Opeth
Opeth - Blackwater Park (White & Black Marbled Vinyl)
A much-deserved and open armed 20th anniversary celebration of Opeth’s magnum opus. Two decades in and still a breath-taking piece of work, dense with extraordinary melodic moments, spine-tingling atmospherics and agile but crushing heaviness, and one that saw the Swedish metallers kick open prog’s ornate doors, fed death metal through the cosmic kaleidoscope and introduced a generation of music nerds to a world of limitless musical possibilities. The reissue comes lovingly pressed with a variety of deluxe finishes and housed in a gatefold artwork sleeve, with updated liner notes and acknowledgements. The deluxe hardcase CD comes furnished with an updated artwork booklet complete with new liner notes, never seen before memories from the band, and exclusive content provided by the Opeth fanbase. It remains a must for Opeth enthusiasts, completists and casual listeners alike.
In many ways, Opeth’s Blackwater Park can be considered as their answer to The Beatles’ Revolver, both uncompromising and experimental, but equally commercially viable and unf***withable masterpieces. Twenty years on, Blackwater Park remains a breath-taking piece of work, dense with extraordinary melodic moments, spine-tingling atmospherics and agile but crushing heaviness. It is also arguably still the most cherished album in the Swedish metallers illustrious catalogue as a rising progressive influence kicked open prog’s ornate doors, fed death metal through the cosmic kaleidoscope and introduced a generation of music nerds to a world of limitless musical possibilities.
After four albums of imaginative and immersive heavy music, the band were primed and ready to make a career-defining statement. At the time, the metal world was flailing in a state of post-grunge confusion, meanwhile, Opeth were forging an entirely unique and fearlessly creative path. Back in 2001, prog was steadily being rehabilitated in the eyes of the mainstream, but there was still something audacious about Opeth’s rise to prominence. With several songs passing the ten-minute mark, Blackwater Park was no kind of commercial compromise. Instead, its popularity and acclaim proved a couple of valuable points: that music fans (and metalheads, in particular) are often vastly more open-minded than they are given credit for, and that depth, subtlety, sophistication and imagination were all credible selling points.

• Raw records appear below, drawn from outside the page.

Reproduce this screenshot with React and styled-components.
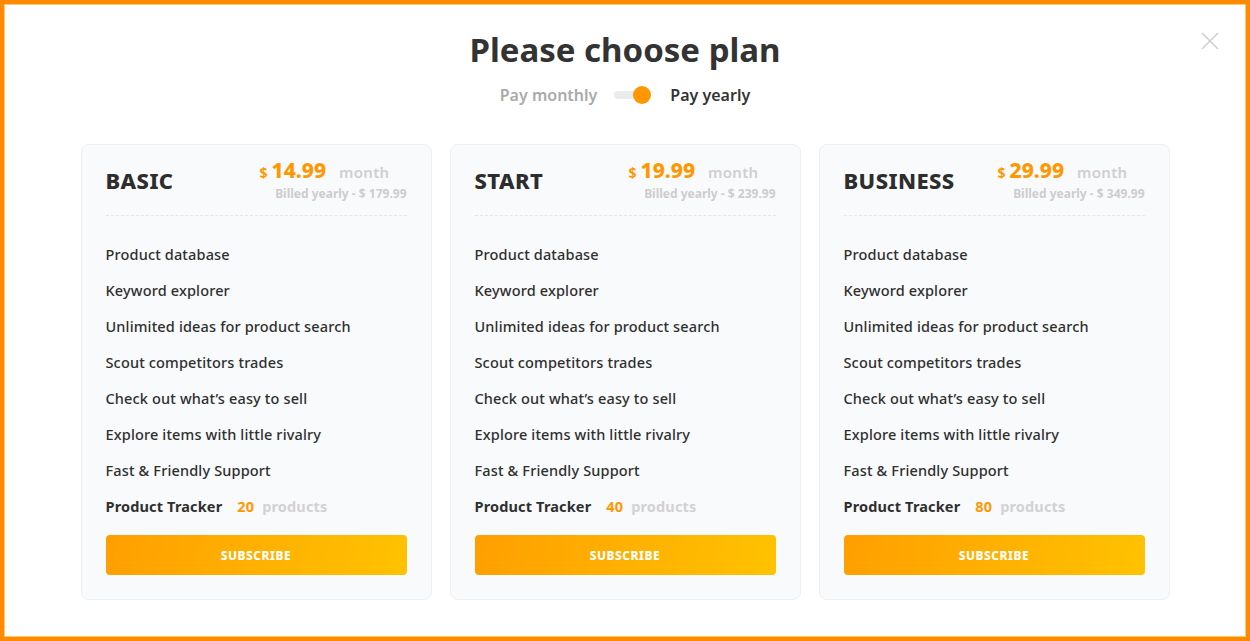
import styled, { createGlobalStyle } from "styled-components";

const GlobalStyle = createGlobalStyle`
  html, body {
    margin: 0;
    padding: 0;
    background: #fff;
    font-family: "Noto Sans", "Open Sans", sans-serif;
    color: #333;
  }
`;

const Frame = styled.div`
  position: relative;
  box-sizing: border-box;
  width: 1250px;
  height: 641px;
  border: 4px solid #ff8a00;
  box-shadow: inset 0 0 0 1px #ffc872;
  background: #fff;
  display: flex;
  flex-direction: column;
  align-items: center;
`;

const Close = styled.button`
  position: absolute;
  top: 25px;
  right: 24px;
  width: 24px;
  height: 24px;
  padding: 0;
  border: 0;
  background: none;
  cursor: pointer;
`;

const Title = styled.h1`
  margin: 26px 0 0;
  font-size: 33px;
  line-height: 40px;
  font-weight: 700;
  color: #333;
`;

const Toggle = styled.div`
  display: flex;
  align-items: center;
  margin-top: 12px;
  height: 26px;
`;

const ToggleLabel = styled.span`
  font-size: 16px;
  font-weight: 600;
  color: ${(p) => (p.$active ? "#333" : "#aaa")};
`;

const Track = styled.div`
  position: relative;
  width: 34px;
  height: 8px;
  margin: 0 22px 0 17px;
  border-radius: 4px;
  background: #ebebeb;
`;

const Knob = styled.span`
  position: absolute;
  right: -3px;
  top: -5px;
  width: 18px;
  height: 18px;
  border-radius: 50%;
  background: #ff9800;
`;

const Cards = styled.div`
  display: flex;
  gap: 18px;
  margin-top: 36px;
`;

const Card = styled.div`
  box-sizing: border-box;
  width: 351px;
  height: 456px;
  padding: 12px 24px 24px;
  background: #f9fafc;
  border: 1px solid #edeff2;
  border-radius: 8px;
  display: flex;
  flex-direction: column;
`;

const Head = styled.div`
  box-sizing: border-box;
  flex-shrink: 0;
  display: flex;
  justify-content: space-between;
  align-items: center;
  height: 59px;
  padding-bottom: 12px;
  border-bottom: 1px dashed #e6e7ea;
`;

const Name = styled.h2`
  margin: 0;
  font-size: 22px;
  font-weight: 800;
  letter-spacing: 0.4px;
  color: #2d2d2d;
`;

const Price = styled.div`
  display: flex;
  flex-direction: column;
  align-items: flex-end;
`;

const PriceRow = styled.div`
  display: flex;
  align-items: baseline;
  line-height: 22px;
`;

const Currency = styled.span`
  font-size: 14px;
  font-weight: 700;
  color: #ff9800;
  margin-right: 4px;
`;

const Amount = styled.span`
  font-size: 21px;
  font-weight: 800;
  color: #ff9800;
`;

const Period = styled.span`
  font-size: 15px;
  font-weight: 600;
  letter-spacing: 0.3px;
  color: #cfcfcf;
  margin-left: 13px;
  padding-right: 17px;
`;

const Billed = styled.div`
  font-size: 12px;
  line-height: 15px;
  margin-top: 2px;
  font-weight: 700;
  color: #cdcdcd;
`;

const Features = styled.ul`
  flex-shrink: 0;
  list-style: none;
  margin: 20px 0 0;
  padding: 0;
`;

const Feature = styled.li`
  font-size: 14.5px;
  letter-spacing: 0.15px;
  line-height: 36px;
  font-weight: 500;
  color: #2f2f2f;
`;

const Tracker = styled.span`
  font-weight: 700;
`;

const Count = styled.span`
  font-weight: 700;
  color: #ff9800;
  margin-left: 15px;
`;

const Unit = styled.span`
  font-weight: 700;
  color: #d2d2d2;
  margin-left: 8px;
`;

const Subscribe = styled.button`
  flex-shrink: 0;
  margin-top: 11px;
  height: 40px;
  border: 0;
  border-radius: 4px;
  background: linear-gradient(100deg, #ff9f00 0%, #ffc200 100%);
  color: #fff;
  font-family: inherit;
  font-size: 12px;
  font-weight: 800;
  letter-spacing: 0.5px;
  cursor: pointer;
`;

const features = [
  "Product database",
  "Keyword explorer",
  "Unlimited ideas for product search",
  "Scout competitors trades",
  "Check out what’s easy to sell",
  "Explore items with little rivalry",
  "Fast & Friendly Support",
];

const plans = [
  { name: "BASIC", price: "14.99", yearly: "179.99", count: 20 },
  { name: "START", price: "19.99", yearly: "239.99", count: 40 },
  { name: "BUSINESS", price: "29.99", yearly: "349.99", count: 80 },
];

export default function App() {
  return (
    <>
      <GlobalStyle />
      <Frame>
        <Close aria-label="Close">
          <svg width="24" height="24" viewBox="0 0 24 24">
            <path d="M4 4L20 20M20 4L4 20" stroke="#cfcfcf" strokeWidth="1.6" />
          </svg>
        </Close>
        <Title>Please choose plan</Title>
        <Toggle>
          <ToggleLabel>Pay monthly</ToggleLabel>
          <Track>
            <Knob />
          </Track>
          <ToggleLabel $active>Pay yearly</ToggleLabel>
        </Toggle>
        <Cards>
          {plans.map((plan) => (
            <Card key={plan.name}>
              <Head>
                <Name>{plan.name}</Name>
                <Price>
                  <PriceRow>
                    <Currency>$</Currency>
                    <Amount>{plan.price}</Amount>
                    <Period>month</Period>
                  </PriceRow>
                  <Billed>Billed yearly - $ {plan.yearly}</Billed>
                </Price>
              </Head>
              <Features>
                {features.map((f) => (
                  <Feature key={f}>{f}</Feature>
                ))}
                <Feature>
                  <Tracker>Product Tracker</Tracker>
                  <Count>{plan.count}</Count>
                  <Unit>products</Unit>
                </Feature>
              </Features>
              <Subscribe>SUBSCRIBE</Subscribe>
            </Card>
          ))}
        </Cards>
      </Frame>
    </>
  );
}
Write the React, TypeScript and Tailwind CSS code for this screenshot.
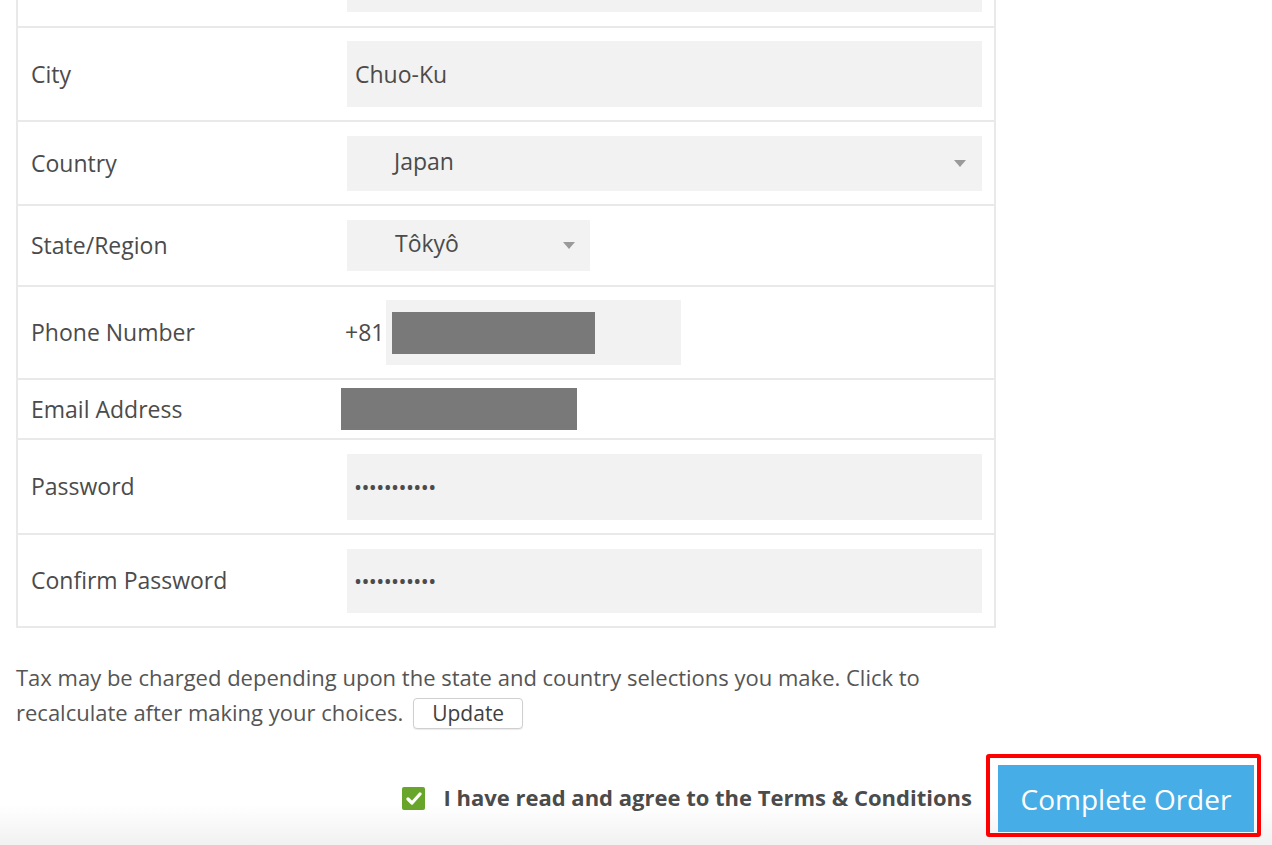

Already amassing a steadily building reputation, the record was received overwhelmingly positive from fans and critics alike. Owing to new production techniques, a lengthy recording time, and new personnel the record made its peers seem narrow, small and colourless in comparison. From the towering grandeur of The Leper Affinity to the psychedelic ebb and flow of the closing title track, Blackwater Park bulged with exhilarating dynamics and genre-mashing ingenuity, but it was also blessed with tunes: huge, life-affirming melodies and soaring choruses, instantly memorable lead guitar hooks and, through the gentler likes of Harvest and the instrumental Patterns In The Ivy, flashes of exquisite, fragile restraint.
Blackwater Park didn’t turn Opeth into millionaires, but it did introduce the band to a much larger audience, broadening their appeal from the somewhat restrictive confines of the metal underground to both the wider metal scene and, as only seemed right, the progressive rock world. Meanwhile, Opeth have spent the subsequent two decades forging ahead in a perpetual state of evolution, releasing many more ground-breaking and mind-expanding masterworks. They have grown from tentative beginnings to become one of the most consistently extraordinary live bands on the planet; and their music has continued to be a vital beacon in the heavy and alternative world.